太陽光発電や風力発電の増大と電力の安定供給の課題
今後、太陽光発電などが増加していき、太陽光発電で発電された電力を電力会社に売電する(逆潮流)注1ようになると、従来では考えられなかった、電力会社から供給される電力(系統電力)に影響を与えるようになる。
そこで、ここでは基礎的なこととして、電力会社がどのような仕組みで電力を安定供給する努力をしているかについて、簡単に解説しておこう。
〔1〕周波数「50Hz」を維持する仕組み
通常、発電機で発電された電気は貯蔵できない(蓄電装置がない)ので、生産量(発電量)と消費量が常に同じ(同時同量)であることが求められる。このため電力会社では、電力の需要を予測しながら発電している。これができないと交流電力の周波数が変動してしまい、例えば0.5Hz程度の周波数変動でも利用者の電気機器に影響を与えてしまう。さらに数%もの周波数変動が起こると、発電機のタービンがもつ固有振動数に共振し、設計強度を超え機械的な異常振動が発生する。この異常振動や発電機の回転軸のねじれを防ぐため、発電機を停止せざるを得なくなってしまうという現象が起こる。
この周波数の値について、電気事業法施行規則の第四十四条注2では、「電力会社が供給する電気の標準周波数(例えば50Hz)に等しい値とする」と規定されているが、実際に東地域(東京電力・東北電力管内)の場合は、50±0.2Hzすなわち49.8〜50.2Hzの範囲内で周波数制御が行われている注3。なお、北海道電力管内は50±0.3Hz以内、中西地域管内は60±0.2Hz以内とされている〔中西地域:中部・関西・北陸・中国・四国・九州電力管内〕。

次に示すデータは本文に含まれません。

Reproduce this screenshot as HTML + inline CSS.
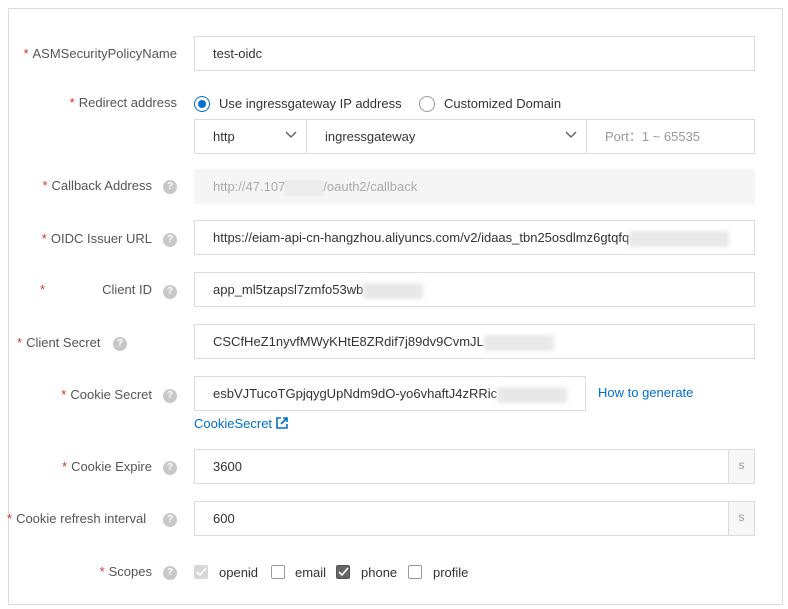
<!DOCTYPE html><html><head><style>
body{margin:0;width:788px;height:609px;background:#fff;font-family:"Liberation Sans",sans-serif;font-size:13px;color:#333;position:relative;overflow:hidden}
.a{position:absolute;white-space:nowrap}
.box{position:absolute;border:1px solid #dcdcdc;box-sizing:border-box;height:35px;line-height:33px;padding-left:18px;background:#fff}
.lb{position:absolute;white-space:nowrap;color:#555;line-height:20px}
.lb b{color:#d93026;font-weight:normal;margin-right:4px}
.q{position:absolute;width:14px;height:14px;border-radius:50%;background:#c8c8c8;color:#fff;font-size:10px;font-weight:bold;text-align:center;line-height:14px}
.suf{position:absolute;right:0;top:0;width:25px;height:33px;border-left:1px solid #dcdcdc;background:#f7f7f7;color:#999;font-size:12px;text-align:center;line-height:31px;padding:0}
.cb{position:absolute;width:14px;height:14px;border:1px solid #999;border-radius:2px;box-sizing:border-box}
.lk{color:#0070cc}
</style></head><body>
<div class="a" style="left:8px;top:8px;width:775px;height:597px;border:1px solid #dcdcdc;box-sizing:border-box"></div>

<div class="lb" style="right:611px;top:44px"><b>*</b>ASMSecurityPolicyName</div>
<div class="box" style="left:194px;top:36px;width:561px">test-oidc</div>

<div class="lb" style="right:611px;top:93px"><b>*</b>Redirect address</div>
<div class="a" style="left:194px;top:96px;width:16px;height:16px;border:1px solid #0070cc;border-radius:50%;box-sizing:border-box"><div style="position:absolute;left:3px;top:3px;width:8px;height:8px;border-radius:50%;background:#0070cc"></div></div>
<div class="a" style="left:219px;top:95px;line-height:18px">Use ingressgateway IP address</div>
<div class="a" style="left:419px;top:96px;width:16px;height:16px;border:1px solid #999;border-radius:50%;box-sizing:border-box"></div>
<div class="a" style="left:444px;top:95px;line-height:18px">Customized Domain</div>

<div class="box" style="left:194px;top:119px;width:113px">http<svg class="a" style="left:90px;top:11px" width="12" height="8"><path d="M1 1l5 5 5-5" fill="none" stroke="#666" stroke-width="1.5"/></svg></div>
<div class="box" style="left:306px;top:119px;width:281px">ingressgateway<svg class="a" style="left:258px;top:11px" width="12" height="8"><path d="M1 1l5 5 5-5" fill="none" stroke="#666" stroke-width="1.5"/></svg></div>
<div class="box" style="left:586px;top:119px;width:169px;color:#999">Port：1 ~ 65535</div>

<div class="lb" style="right:636px;top:176px"><b>*</b>Callback Address</div><div class="q" style="left:163px;top:180px">?</div>
<div class="box" style="left:194px;top:169px;width:561px;background:#f5f5f5;border-color:#f5f5f5;color:#aaa">http://47.107<span style="display:inline-block;width:38px;height:16px;background:#ececec;vertical-align:middle"></span>/oauth2/callback</div>

<div class="lb" style="right:636px;top:229px"><b>*</b>OIDC Issuer URL</div><div class="q" style="left:163px;top:233px">?</div>
<div class="box" style="left:194px;top:220px;width:561px;overflow:hidden">https://eiam-api-cn-hangzhou.aliyuncs.com/v2/idaas_tbn25osdlmz6gtqfq<span style="display:inline-block;width:100px;height:16px;background:#e8e8e8;vertical-align:middle;filter:blur(2px)"></span></div>

<div class="lb" style="left:40px;top:280px"><b>*</b></div><div class="lb" style="right:636px;top:280px">Client ID</div><div class="q" style="left:163px;top:285px">?</div>
<div class="box" style="left:194px;top:272px;width:561px">app_ml5tzapsl7zmfo53wb<span style="display:inline-block;width:60px;height:16px;background:#e8e8e8;vertical-align:middle;filter:blur(2px)"></span></div>

<div class="lb" style="left:17px;top:333px"><b>*</b>Client Secret</div><div class="q" style="left:113px;top:337px">?</div>
<div class="box" style="left:194px;top:324px;width:561px">CSCfHeZ1nyvfMWyKHtE8ZRdif7j89dv9CvmJL<span style="display:inline-block;width:70px;height:16px;background:#e8e8e8;vertical-align:middle;filter:blur(2px)"></span></div>

<div class="lb" style="right:636px;top:385px"><b>*</b>Cookie Secret</div><div class="q" style="left:163px;top:389px">?</div>
<div class="box" style="left:194px;top:376px;width:392px;overflow:hidden">esbVJTucoTGpjqygUpNdm9dO-yo6vhaftJ4zRRic<span style="display:inline-block;width:70px;height:16px;background:#e8e8e8;vertical-align:middle;filter:blur(2px)"></span></div>
<div class="a lk" style="left:598px;top:384px;line-height:18px">How to generate</div>
<div class="a lk" style="left:194px;top:415px;line-height:18px">CookieSecret <svg width="12" height="12" style="vertical-align:-1px"><path d="M5 1H1v10h10V7" fill="none" stroke="#0070cc" stroke-width="1.6"/><path d="M7 1h4v4M11 1L5 7" fill="none" stroke="#0070cc" stroke-width="1.6"/></svg></div>

<div class="lb" style="right:636px;top:457px"><b>*</b>Cookie Expire</div><div class="q" style="left:163px;top:461px">?</div>
<div class="box" style="left:194px;top:449px;width:561px">3600<div class="suf">s</div></div>

<div class="lb" style="left:7px;top:509px"><b>*</b>Cookie refresh interval</div><div class="q" style="left:163px;top:513px">?</div>
<div class="box" style="left:194px;top:501px;width:561px">600<div class="suf">s</div></div>

<div class="lb" style="right:636px;top:562px"><b>*</b>Scopes</div><div class="q" style="left:163px;top:566px">?</div>
<div class="cb" style="left:194px;top:565px;background:#d8d8d8;border-color:#d8d8d8"><svg class="a" style="left:1px;top:1px" width="11" height="10"><path d="M1 5l3 3 6-7" fill="none" stroke="#fff" stroke-width="1.6"/></svg></div>
<div class="a" style="left:219px;top:564px;line-height:18px">openid</div>
<div class="cb" style="left:271px;top:565px"></div>
<div class="a" style="left:295px;top:564px;line-height:18px">email</div>
<div class="cb" style="left:336px;top:565px;background:#666;border-color:#555"><svg class="a" style="left:1px;top:1px" width="11" height="10"><path d="M1 5l3 3 6-7" fill="none" stroke="#fff" stroke-width="1.6"/></svg></div>
<div class="a" style="left:361px;top:564px;line-height:18px">phone</div>
<div class="cb" style="left:408px;top:565px"></div>
<div class="a" style="left:433px;top:564px;line-height:18px">profile</div>
</body></html>
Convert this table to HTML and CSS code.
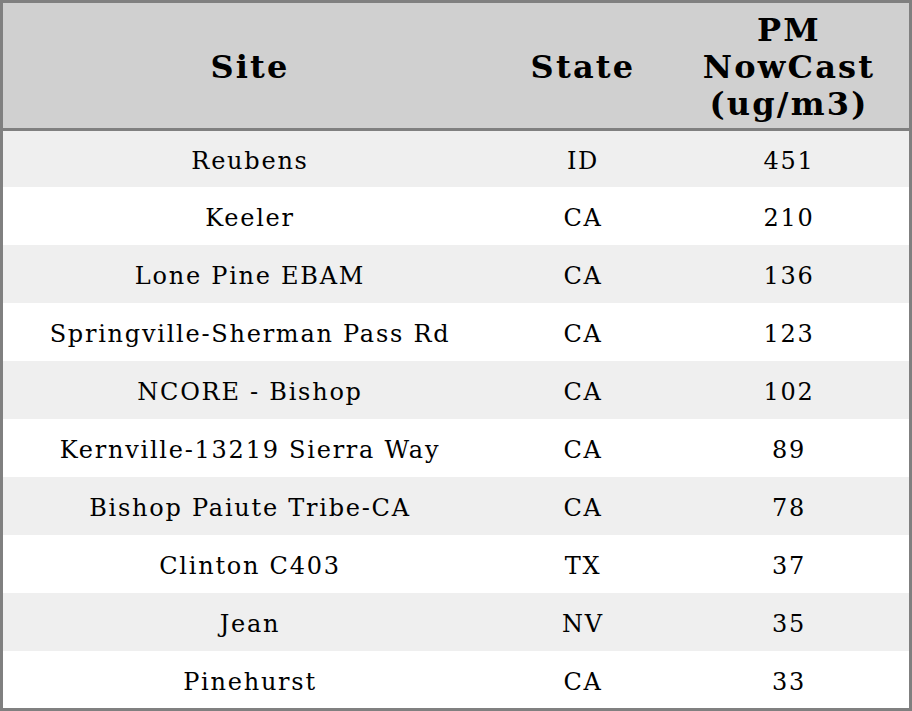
FILE: index.html
```html
<!DOCTYPE html>
<html>
<head>
<meta charset="utf-8">
<link rel="stylesheet" href="styles.css">
</head>
<body>
<table class="data">
  <colgroup>
    <col class="c-site">
    <col class="c-state">
    <col class="c-pm">
  </colgroup>
  <thead>
    <tr><th>Site</th><th>State</th><th>PM<br>NowCast<br>(ug/m3)</th></tr>
  </thead>
  <tbody>
    <tr><td>Reubens</td><td>ID</td><td>451</td></tr>
    <tr><td>Keeler</td><td>CA</td><td>210</td></tr>
    <tr><td>Lone Pine EBAM</td><td>CA</td><td>136</td></tr>
    <tr><td>Springville-Sherman Pass Rd</td><td>CA</td><td>123</td></tr>
    <tr><td>NCORE - Bishop</td><td>CA</td><td>102</td></tr>
    <tr><td>Kernville-13219 Sierra Way</td><td>CA</td><td>89</td></tr>
    <tr><td>Bishop Paiute Tribe-CA</td><td>CA</td><td>78</td></tr>
    <tr><td>Clinton C403</td><td>TX</td><td>37</td></tr>
    <tr><td>Jean</td><td>NV</td><td>35</td></tr>
    <tr><td>Pinehurst</td><td>CA</td><td>33</td></tr>
  </tbody>
</table>
</body>
</html>
```
FILE: styles.css
```css
html, body {
  margin: 0;
  padding: 0;
  background: #ffffff;
}
.data {
  width: 912px;
  height: 711px;
  border-collapse: separate;
  border-spacing: 0;
  border: 3px solid #808080;
  font-family: "DejaVu Serif", serif;
  color: #000;
  table-layout: fixed;
}
.c-site { width: 494px; }
.c-state { width: 172px; }
.c-pm { width: 240px; }
.data th {
  background: #d0d0d0;
  font-size: 32px;
  font-weight: bold;
  letter-spacing: 2.2px;
  line-height: 37px;
  height: 121px;
  padding: 4px 0 0;
  border-bottom: 3px solid #808080;
  text-align: center;
  vertical-align: middle;
}
.data td {
  font-size: 24px;
  letter-spacing: 1.75px;
  height: 54px;
  padding: 4px 0 0;
  text-align: center;
  vertical-align: middle;
}
.data tbody tr:first-child td {
  height: 52px;
}
.data tbody tr:last-child td {
  height: 53px;
}
.data tbody tr:nth-child(odd) td {
  background: #efefef;
}
```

〔2〕100Vなどの交流電力の電圧を101±6Vに維持する仕組み
一方、家庭やオフィスで身近に利用している100Vなどの交流電力は、目には見えないが、
- 実際にLED照明を点灯し部屋を明るくしたり、電子レンジなどを動かしたりするための仕事をする「有効電力」と、
- 仕事もしない発熱もしない「無効電力」
の2つの電力で構成されている。例えば、電力需要の増加などによって電気の流れが増すようになると、需要家(利用者)側の電圧が低下(逆に流れが減ると電圧が上昇)してしまうという現象が起こる。これは、交流電力の送電容量を減少させる無効電力が発生するためである。このため、無効電力供給設備(リアクトル・コンデンサ注4など)によって無効電力を供給したり、変圧器を調整することによって系統(電力システム)内の電圧を維持したりする必要がある(図1、図2)。
図1 電圧維持の意味
〔出所 横山明彦、「電力系統の基本的要件と我が国の電力系統の特徴について」、2002年3月8日〕
図2 電力システム(系統電力)における電圧維持の仕組み
この電圧が適切に維持できないと、家電機器に悪影響を及ぼしたり、電力を送電する際に電力損失(送電ロス)が増すなど、さまざまな弊害が発生してしまう。
そこで、電気事業法施行規則では、
- 100V供給の場合は101±6V、すなわち95〜107Vを超えない範囲内
- 200V供給の場合は202±20V、すなわち182〜222Vを超えない範囲内
に、電圧を制御するように規定(維持すべき値)されている。
以上解説したように、太陽光発電や風力発電などの新しい再生可能エネルギーが増大し、従来の電力システムに流れる(逆潮流)ようになると、停電などの事故が起こらないよう電力を安定供給するために、周波数や電圧の調整を行うなどの対策を講じる必要があるのである。
▼ 注1
電力会社から家庭に送られる電力の流れは「潮流」(Power Flow)と言われる。一方、逆に家庭で太陽光などで発電された電力を電力会社に売るような電力の流れを「逆潮流」(Reverse Power Flow)と言う。
▼ 注2
電気事業法施行規則 第四十四条
http://law.e-gov.go.jp/htmldata/H07/H07F03801000077.html
▼ 注3
http://www.re-policy.jp/keito/2/030912_09.pdf
▼ 注4
コンデンサ:一般に、向かい合う2枚の電極板の間に絶縁体を挿入した構造をもち、電荷を蓄えたりする電子部品のことを言うが、電力システムに使用される「電力用コンデンサ」は、系統電圧の電圧調整などの目的に使用される。